Cringowa forma oraz melodramatyczny charakter to najczęstsze wady, które wytyka się reality show. Słyszałam nawet argument, że takie programy mogą "ogłupiać", a ich wzrastająca popularność jest upadkiem dla rynku telewizyjnego. Tymczasem oglądalność wydaje się coraz większa. Od czego to zależy? Medioznawcy wskazują, że lekkie, tendencyjne formy przekazu wydają się "ciekawsze" dla większości odbiorców. Mogliśmy to dostrzec już na samym początku historii mediów, gdy w Stanach Zjednoczonych nastąpił rozwój "żółtego dziennikarstwa". Powstawały pozornie fachowe treści, które w rzeczywistości stawiały na skrajne emocje, sensację oraz skandalizujące "historie z życia". Te elementy również stanowią podstawę gatunku reality show i – jak zaznaczają eksperci – to one najbardziej ekscytują i angażują widzów.

W programach reality show uczestnicy biorą dobrowolny udział. Są w pełni świadomi tego, że stają pod wielkim reflektorem, na którego blask zareaguje niemała publiczność. Tymczasem dla widzów atrakcyjne stają się nieszablonowe zadania, głośne intrygi i spory. W końcu można je komentować w mediach bądź przed swoimi telewizorami. Ukazywane kłótnie też są czymś uniwersalnym – każdy w życiu miał jakiś konflikt, z którym radził sobie lepiej bądź gorzej. W ten sposób reality show de facto staje się pełnym niespodzianek symulatorem życia. Dodatkowo serialowa forma powoduje ekscytację przy oczekiwaniach na nowy odcinek.

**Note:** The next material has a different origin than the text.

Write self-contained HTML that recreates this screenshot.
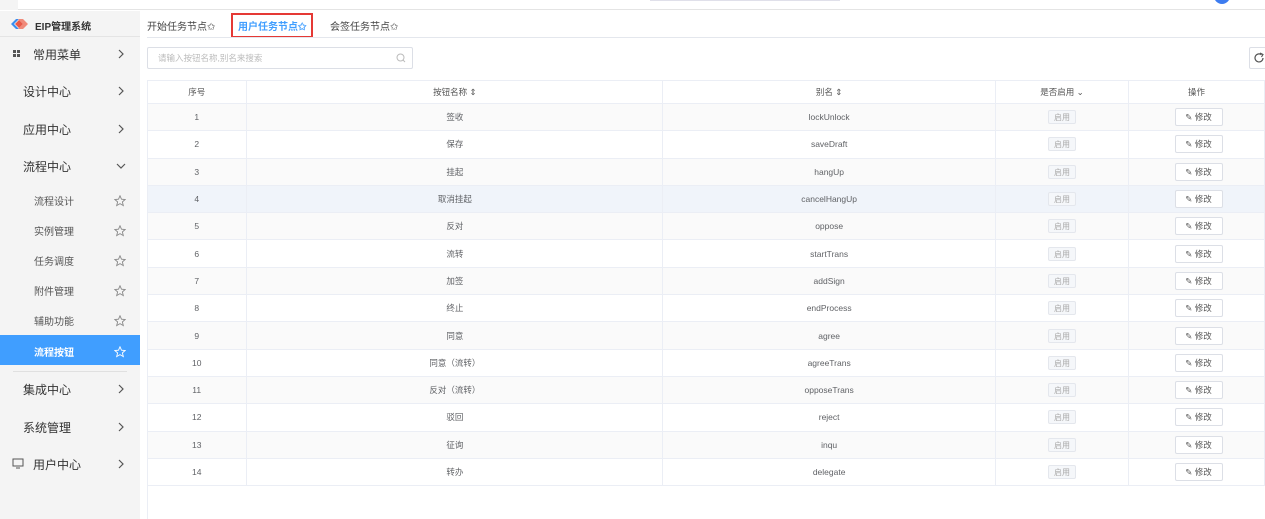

Dlatego przyjmijmy następujący wniosek (i pogódźmy się z nim jak najszybciej): reality show jest najprostszą, ale i mało szkodliwą formą rozrywki. Gdy rozmawiałam na ten temat ze znajomymi, wszyscy zgodnie stwierdziliśmy, że bywają dni, gdy godziny spędzone na uczelni czy w pracy zmiatają z planszy. W takich chwilach Dojrzewanie Netflixa nie wejdzie gładko jak masełko. Potrzebujemy czegoś prostszego – kota, miski popcornu i Love Never Lies odpalone na telewizorze. Gatunek reality show nigdy nie umrze, co pokazała choćby jego wzrastająca popularność na platformach streamingowych. I nawet nie trzeba z tym walczyć, bo sprawia nam to szczerą frajdę. Pamiętajcie jednak, że (tak samo jak w przypadku fanfiction czy zjawiska hate-watchingu) co za dużo, to niezdrowo.